Have you seen some common mis-handling of threads in relation to database access that you would suggest we look at?

Brent Hale added a comment - 04/Dec/07 12:49 PM
An interesting update.

It turns out that the stress test we were running was NOT running on simultaneous threads. It had a bug in it and it was only running the tests on one thread at a time.

Roman Rokytskyy added a comment - 04/Dec/07 03:51 PM
Hmmm... Will you re-run your test suite? Can you share the test case?

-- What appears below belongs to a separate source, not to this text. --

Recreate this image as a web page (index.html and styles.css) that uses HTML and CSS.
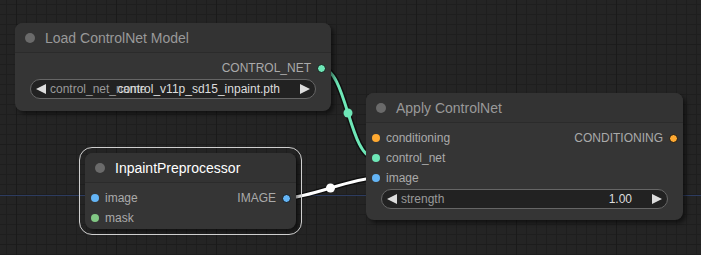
FILE: index.html
```html
<!DOCTYPE html>
<html>
<head>
<meta charset="utf-8">
<link rel="stylesheet" href="styles.css">
</head>
<body>
<div class="canvas">
  <svg class="links" width="701" height="255" viewBox="0 0 701 255">
    <line x1="0" y1="195.5" x2="701" y2="195.5" class="axis"/>
    <path class="link-border" d="M321 68 C347 68, 349 158, 375 158"/>
    <path class="link link-cn" d="M321 68 C347 68, 349 158, 375 158"/>
    <circle cx="348" cy="113" r="4.5" class="mid-cn"/>
    <path class="link-border" d="M286 198 C309 198, 352 178, 375 178"/>
    <path class="link link-sel" d="M286 198 C309 198, 352 178, 375 178"/>
    <circle cx="330.5" cy="188" r="4.5" class="mid-sel"/>
  </svg>

  <div class="node node-load">
    <div class="title"><span class="tdot"></span><span class="ttext">Load ControlNet Model</span></div>
    <div class="body">
      <div class="row">
        <span></span>
        <span class="slot out"><span class="lbl">CONTROL_NET</span><span class="dot odot c-cn"></span></span>
      </div>
      <div class="widget">
        <svg class="arr" width="10" height="10" viewBox="0 0 10 10"><polygon points="10,0 0,5 10,10"/></svg>
        <span class="wlabel">control_net_name</span>
        <span class="wvalue">control_v11p_sd15_inpaint.pth</span>
        <svg class="arr" width="10" height="10" viewBox="0 0 10 10"><polygon points="0,0 10,5 0,10"/></svg>
      </div>
    </div>
  </div>

  <div class="node node-apply">
    <div class="title"><span class="tdot"></span><span class="ttext">Apply ControlNet</span></div>
    <div class="body">
      <div class="row">
        <span class="slot in"><span class="dot c-cond"></span><span class="lbl">conditioning</span></span>
        <span class="slot out"><span class="lbl">CONDITIONING</span><span class="dot odot c-cond"></span></span>
      </div>
      <div class="row">
        <span class="slot in"><span class="dot c-cn"></span><span class="lbl">control_net</span></span>
      </div>
      <div class="row">
        <span class="slot in"><span class="dot c-img"></span><span class="lbl">image</span></span>
      </div>
      <div class="widget">
        <svg class="arr" width="10" height="10" viewBox="0 0 10 10"><polygon points="10,0 0,5 10,10"/></svg>
        <span class="wlabel">strength</span>
        <span class="wvalue">1.00</span>
        <svg class="arr" width="10" height="10" viewBox="0 0 10 10"><polygon points="0,0 10,5 0,10"/></svg>
      </div>
    </div>
  </div>

  <div class="node node-inpaint selected">
    <div class="title"><span class="tdot"></span><span class="ttext">InpaintPreprocessor</span></div>
    <div class="body">
      <div class="row">
        <span class="slot in"><span class="dot c-img"></span><span class="lbl">image</span></span>
        <span class="slot out"><span class="lbl">IMAGE</span><span class="dot odot c-img"></span></span>
      </div>
      <div class="row">
        <span class="slot in"><span class="dot c-mask"></span><span class="lbl">mask</span></span>
      </div>
    </div>
  </div>
</div>
</body>
</html>
```

FILE: styles.css
```css
* { box-sizing: border-box; }
html, body { margin: 0; padding: 0; }
body {
  width: 701px;
  height: 255px;
  overflow: hidden;
  font-family: "Liberation Sans", Arial, sans-serif;
}
.canvas {
  position: relative;
  width: 701px;
  height: 255px;
  background-color: #242424;
  background-image:
    linear-gradient(90deg, #1a1a1a 1px, transparent 1px),
    linear-gradient(180deg, #1c1c1c 1px, transparent 1px),
    linear-gradient(90deg, #1e1e1e 1px, transparent 1px),
    linear-gradient(180deg, #1e1e1e 1px, transparent 1px);
  background-size: 100px 100px, 100px 100px, 10px 10px, 10px 10px;
  background-position: 16px 0, 0 44px, 6px 0, 0 4px;
}
.links {
  position: absolute;
  left: 0;
  top: 0;
}
.axis { stroke: #2d3c60; stroke-width: 1; }
.link-border { fill: none; stroke: rgba(0,0,0,0.55); stroke-width: 6; }
.link { fill: none; stroke-width: 3; }
.link-cn { stroke: #6ee7b7; }
.link-sel { stroke: #ffffff; }
.mid-cn { fill: #6ee7b7; }
.mid-sel { fill: #ffffff; }

.node {
  position: absolute;
  background: #353535;
  border-radius: 8px;
  box-shadow: 3px 3px 4px rgba(0,0,0,0.5);
  display: flex;
  flex-direction: column;
}
.node-load { left: 15px; top: 23px; width: 316px; height: 88px; }
.node-apply { left: 366px; top: 93px; width: 317px; height: 127px; }
.node-inpaint { left: 85px; top: 153px; width: 211px; height: 76px; }
.selected::before {
  content: "";
  position: absolute;
  left: -6px; top: -6px; right: -6px; bottom: -6px;
  border: 1.5px solid #cfcfcf;
  border-radius: 13px;
  pointer-events: none;
}
.title {
  height: 30px;
  display: flex;
  align-items: center;
  gap: 10px;
  padding-left: 10px;
  background: #333333;
  border-radius: 8px 8px 0 0;
  border-bottom: 1px solid #2b2b2b;
}
.tdot {
  width: 10px;
  height: 10px;
  border-radius: 50%;
  background: #6a6a6a;
  flex: none;
}
.ttext {
  font-size: 14px;
  color: #999999;
  line-height: 30px;
  white-space: nowrap;
}
.selected .ttext { color: #ffffff; }
.body {
  padding-top: 5px;
  display: flex;
  flex-direction: column;
}
.row {
  height: 20px;
  display: flex;
  justify-content: space-between;
  align-items: center;
}
.slot {
  display: flex;
  align-items: center;
  gap: 6px;
  font-size: 12px;
  color: #aaaaaa;
  white-space: nowrap;
}
.slot.in { padding-left: 6px; }
.slot.out { padding-right: 5px; }
.dot {
  width: 8px;
  height: 8px;
  border-radius: 50%;
  flex: none;
}
.odot {
  width: 9px;
  height: 9px;
  border: 1px solid #151515;
}
.c-cn { background: #6ee7b7; }
.c-cond { background: #ffa931; }
.c-img { background: #64b5f6; }
.c-mask { background: #81c784; }

.widget {
  position: relative;
  margin: 1px 15px 0 15px;
  height: 20px;
  border: 1px solid #666666;
  border-radius: 10px;
  background: #222222;
  display: flex;
  align-items: center;
  padding: 0 5px;
  font-size: 12px;
  white-space: nowrap;
}
.arr { flex: none; }
.arr polygon { fill: #dddddd; }
.wlabel {
  color: #999999;
  margin-left: 4px;
}
.wvalue {
  position: absolute;
  right: 35px;
  top: 0;
  line-height: 18px;
  color: #dddddd;
}
.widget .arr:last-child { margin-left: auto; }
```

gc added a comment - 10/Jan/08 11:19 PM
It seems I have the same bug too. After looking through driver sources (I'm using 1.5.6) I have realized that in autoCommit=false mode driver use statement object to synchronize while invoking executeQuery method. Thus, connection object is not locked and some other thread can invoke commit method at the same time.
The most annoying thing is that my FireBird server (1.5.4) hangs in such situation (no one can connect to it any more) and I have to reload server. I thing that such behavior of database server is inappropriate, and can be considered as a bug.

Mark Rotteveel added a comment - 26/Dec/11 11:00 AM
I have fixed several potential NullPointerExceptions, but I have been unable to specifically reproduce and identify the NPEs mentioned in this ticket. I will close this ticket as not reproducable, if more information is available to reproduce this, the ticket can be reopened.